よく考えてみると淡路島に足を踏み入れるのは人生で初めてだったと気がつく。四国に行くなら飛行機で行ってしまうし、本州側では大阪から神戸と向かったら次はどうしても姫路側に足が向かってしまい、どうしても遠いところに住んでいる人は、相当な目的がないと優先事項はかなり後のほうになってしまうのも理解できる。
そうなると近畿地方に住まう人が、「たまには足を伸ばして・・・」ということになるのだろうが、その目的地となるのはどんな場所があるのだろうと余計な想像を膨らませることになる。
瀬戸内海と大阪湾を隔てる場所にぽっかりと浮かぶ巨大な島である淡路国(あわじのくに)。その頭文字をとって淡州(たんしゅう)とも呼ばれるこの島国は、京の都から畿内ととおり、四国へと伸びる南海道の玄関口。
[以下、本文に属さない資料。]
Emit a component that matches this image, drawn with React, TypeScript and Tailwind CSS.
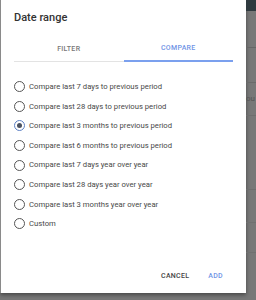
import React, { useState } from 'react';

const options = [
  'Compare last 7 days to previous period',
  'Compare last 28 days to previous period',
  'Compare last 3 months to previous period',
  'Compare last 6 months to previous period',
  'Compare last 7 days year over year',
  'Compare last 28 days year over year',
  'Compare last 3 months year over year',
  'Custom',
];

function Radio({ checked }: { checked: boolean }) {
  return (
    <span
      className={`w-[11px] h-[11px] rounded-full flex items-center justify-center shrink-0 border-[1.3px] ${
        checked ? 'border-[#5b7fc4]' : 'border-[#555]'
      }`}
    >
      {checked && <span className="w-[5px] h-[5px] rounded-full bg-[#4a5160]" />}
    </span>
  );
}

export default function App() {
  const [selected, setSelected] = useState(2);
  const [tab, setTab] = useState<'filter' | 'compare'>('compare');

  return (
    <div className="w-[256px] h-[300px] bg-[#787878] flex overflow-hidden" style={{ fontFamily: 'Roboto, "Liberation Sans", sans-serif' }}>
      <div className="w-[246px] h-[293px] bg-white border-l border-[#8a8a8a] shadow-[0_2px_4px_rgba(0,0,0,0.4)] flex flex-col">
        <h2 className="pl-[13px] pt-[11px] text-[11px] leading-[13px] font-medium text-[#333]">Date range</h2>

        <div className="mx-[13px] mt-[13px] flex">
          <button
            onClick={() => setTab('filter')}
            className={`flex-1 h-[25px] flex items-center justify-center text-[7px] font-medium tracking-[0.3px] border-b ${
              tab === 'filter' ? 'text-[#6f94e6] border-b-2 border-[#7ba0ee]' : 'text-[#777] border-[#e3e3e3]'
            }`}
          >
            FILTER
          </button>
          <button
            onClick={() => setTab('compare')}
            className={`flex-1 h-[25px] flex items-center justify-center text-[7px] font-medium tracking-[0.3px] ${
              tab === 'compare' ? 'text-[#6f94e6] border-b-2 border-[#7ba0ee]' : 'text-[#777] border-b border-[#e3e3e3]'
            }`}
          >
            COMPARE
          </button>
        </div>

        <div className="mt-[15px] flex flex-col">
          {options.map((opt, idx) => (
            <label
              key={idx}
              onClick={() => setSelected(idx)}
              className="h-[19.6px] flex items-center gap-[4px] pl-[13px] cursor-pointer"
            >
              <Radio checked={selected === idx} />
              <span className="text-[7.7px] text-[#484848]">{opt}</span>
            </label>
          ))}
        </div>

        <div className="mt-auto pb-[12px] flex justify-end items-center gap-[19px] pr-[23px]">
          <button className="text-[7px] font-medium tracking-[0.3px] text-[#444]">CANCEL</button>
          <button className="text-[7px] font-medium tracking-[0.3px] text-[#6f94e6]">ADD</button>
        </div>
      </div>

      <div className="flex-1 flex flex-col">
        <div className="h-[11px] bg-[#2f3a3f]" />
        <div className="h-[37px] border-b border-[#666]" />
        <div className="h-[35px] border-b border-[#6a6a6a]" />
        <div className="h-[32px] flex items-center text-[8px] text-[#555]">ou</div>
        <div className="h-[1px] bg-[#6e6e6e]" />
        <div className="h-[74px] border-b border-[#6e6e6e]" />
        <div className="h-[33px] border-b border-[#707070]" />
        <div className="h-[30px] border-b border-[#707070]" />
      </div>
    </div>
  );
}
日本書紀や古事記の「国産み神話」では、日本列島で最初に生まれた島とされ、島のほぼ中央に位置する一宮はである伊弉諾神宮の伝えは、その伝承に基づき伊弉諾尊(いざなぎのみこと)を祭神として祭っている。
現在では島は上からきれいに三つに分けられ、北から淡路市、洲本市(すもとし)、南あわじ市とそれぞれ仲良く人口4万人強でバランスを取っているようである。
鳴門うずしおや国立公園の花々など、豊かな自然に関する見所が多い様であるが、本州と四国の間に浮かぶ島としての独特の地政学的特長を持つこの島をいつかゆっくりと余裕を持ってめぐってみたいと思いながら、巨大な明石海峡大橋を渡り本州へと戻ることにする。